- The paper presents a system that mines and visualizes computer science scholar networks using a MAG-derived knowledge graph with over 433 million connections.
- It employs a three-tier architecture integrating TITAN, HBase, Redis, and d3.js for efficient data storage, processing, and interactive visualization.
- It features intelligent semantic queries and fuzzy matching along with academic ranking and open API support, enhancing research into scholarly networks.
This paper introduces "Web of Scholars," a system designed to search, mine, and visualize the complex networks connecting scholars, primarily in Computer Science. It tackles the challenge of navigating the rapidly growing volume of scholarly data and uncovering implicit relationships, which are often missed by existing academic search tools focusing mainly on explicit connections like co-authorship and citations.
The core of "Web of Scholars" is a knowledge graph built using data primarily extracted from the Microsoft Academic Graph (MAG). This graph stores information on over 1.7 million scholars, 1.5 million publications, and various types of relationships totaling over 433 million connections.
System Architecture and Implementation:
The system employs a standard three-tier architecture:
- Data Access Layer: Manages data storage and retrieval. It utilizes the TITAN graph database, backed by HBase, for storing the relationship knowledge graph. Redis is used for caching academic rankings to ensure fast retrieval.
- Business Logic Layer: Implements the core functionalities using the Spring MVC framework. It handles data processing, relationship mining, and interaction logic.
- Application Layer: Provides the user interface and visualization. It uses FreeMarker as a template engine, d3.js for rendering interactive network visualizations, and Bootstrap for styling. User queries are handled, supporting both simple searches and intelligent semantic queries (e.g., "Find Bob's advisor"). Fuzzy matching is implemented using HBase's FuzzyRowFilter for auto-completion.

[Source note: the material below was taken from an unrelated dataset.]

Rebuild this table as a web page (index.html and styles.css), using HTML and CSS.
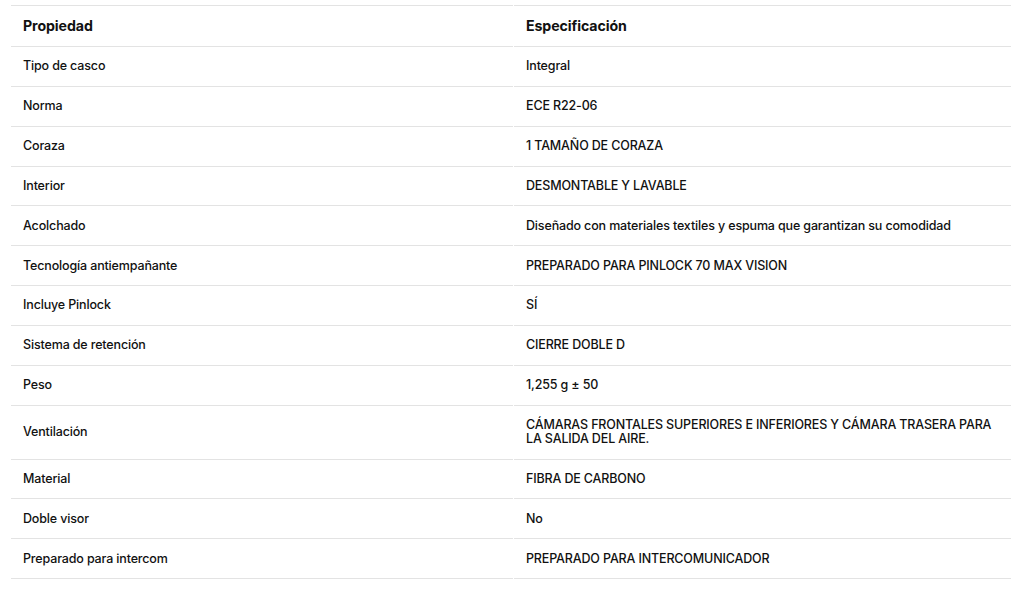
FILE: index.html
```html
<!DOCTYPE html>
<html lang="es">
<head>
<meta charset="utf-8">
<title>Especificaciones</title>
<link rel="stylesheet" href="styles.css">
</head>
<body>
<table class="specs">
  <colgroup><col class="c1"><col class="c2"></colgroup>
  <thead>
    <tr><th>Propiedad</th><th>Especificación</th></tr>
  </thead>
  <tbody>
    <tr><td>Tipo de casco</td><td>Integral</td></tr>
    <tr><td>Norma</td><td>ECE R22-06</td></tr>
    <tr><td>Coraza</td><td>1 TAMAÑO DE CORAZA</td></tr>
    <tr><td>Interior</td><td>DESMONTABLE Y LAVABLE</td></tr>
    <tr><td>Acolchado</td><td>Diseñado con materiales textiles y espuma que garantizan su comodidad</td></tr>
    <tr><td>Tecnología antiempañante</td><td>PREPARADO PARA PINLOCK 70 MAX VISION</td></tr>
    <tr><td>Incluye Pinlock</td><td>SÍ</td></tr>
    <tr><td>Sistema de retención</td><td>CIERRE DOBLE D</td></tr>
    <tr><td>Peso</td><td>1,255 g ± 50</td></tr>
    <tr><td>Ventilación</td><td>CÁMARAS FRONTALES SUPERIORES E INFERIORES Y CÁMARA TRASERA PARA LA SALIDA DEL AIRE.</td></tr>
    <tr><td>Material</td><td>FIBRA DE CARBONO</td></tr>
    <tr><td>Doble visor</td><td>No</td></tr>
    <tr><td>Preparado para intercom</td><td>PREPARADO PARA INTERCOMUNICADOR</td></tr>
  </tbody>
</table>
</body>
</html>
```
FILE: styles.css
```css
html, body {
  margin: 0;
  padding: 0;
  background: #ffffff;
}
body {
  font-family: "Inter", "Liberation Sans", sans-serif;
  color: #111111;
  overflow: hidden;
}
.specs {
  margin: 5px 0 0 10px;
  width: 1003px;
  table-layout: fixed;
  border-collapse: separate;
  border-spacing: 1px 0;
}
.specs .c1 { width: 502px; }
.specs th,
.specs td {
  text-align: left;
  vertical-align: middle;
  padding: 12.35px 12px;
  border-bottom: 1px solid #e3e3e3;
}
.specs th {
  font-size: 14.2px;
  line-height: 15.3px;
  letter-spacing: -0.1px;
  font-weight: 700;
  border-top: 1px solid #e3e3e3;
}
.specs td {
  font-size: 12.5px;
  line-height: 14.15px;
  letter-spacing: -0.15px;
  font-weight: 500;
}
.specs td + td,
.specs th + th {
  padding-right: 14px;
}
```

The system is designed for resilience using a distributed setup with Hadoop, HBase, and Zookeeper.
Key Functionalities:
- Relationship Knowledge Graph: Visualizes various scholar networks:
- Collaboration Network: Shows co-authorship links (thickness indicating frequency), geographic distribution of collaborators (using Google Maps API and d3.js), and collaboration trends over time.
- Advisor-Advisee Network: Mines and displays academic lineage. This relies on a machine learning model, Shifu2 [liu2019shifu2], trained on ground truth data (from PhDTree, matched with MAG) to predict advisor-advisee pairs within the larger MAG dataset based on publication metadata and network features. It also includes an advisor recommendation service based on student preferences and feature matching.
- Citation Network: Displays scholar-level citation and co-citation networks, distinguishing the roles of citing/cited scholars (e.g., advisor, advisee, co-author) using visual cues like color.
- Academic Ranking: Ranks scholars based on multiple metrics like collaborator count, advisee count, advisor influence, citation counts, and a "Potential Index."
- Intelligent Query: Supports semantic queries and fuzzy matching for scholar searches.
- Visualization: Uses d3.js to provide interactive visualizations of the knowledge graph components.
- Open API: Provides API access to the relationship data, allowing external users and systems to build upon the platform for applications like reviewer recommendation, team formation, funding analysis, and further research into academic social networks.
Data Processing:
The system processes MAG data focused on Computer Science. It extracts publications, authors, and relevant metadata to build the knowledge graph, identifying collaboration, citation, and, crucially, predicting advisor-advisee links using the trained Shifu2 model.
In essence, "Web of Scholars" presents a practical implementation of a knowledge graph for academic data. It integrates data mining techniques (specifically for advisor-advisee relationship prediction) with graph database storage and web-based visualization to offer enhanced search, analysis, and recommendation capabilities beyond traditional academic search engines. The provision of an open API emphasizes its potential as a foundational tool for further research and application development in the "Science of Science."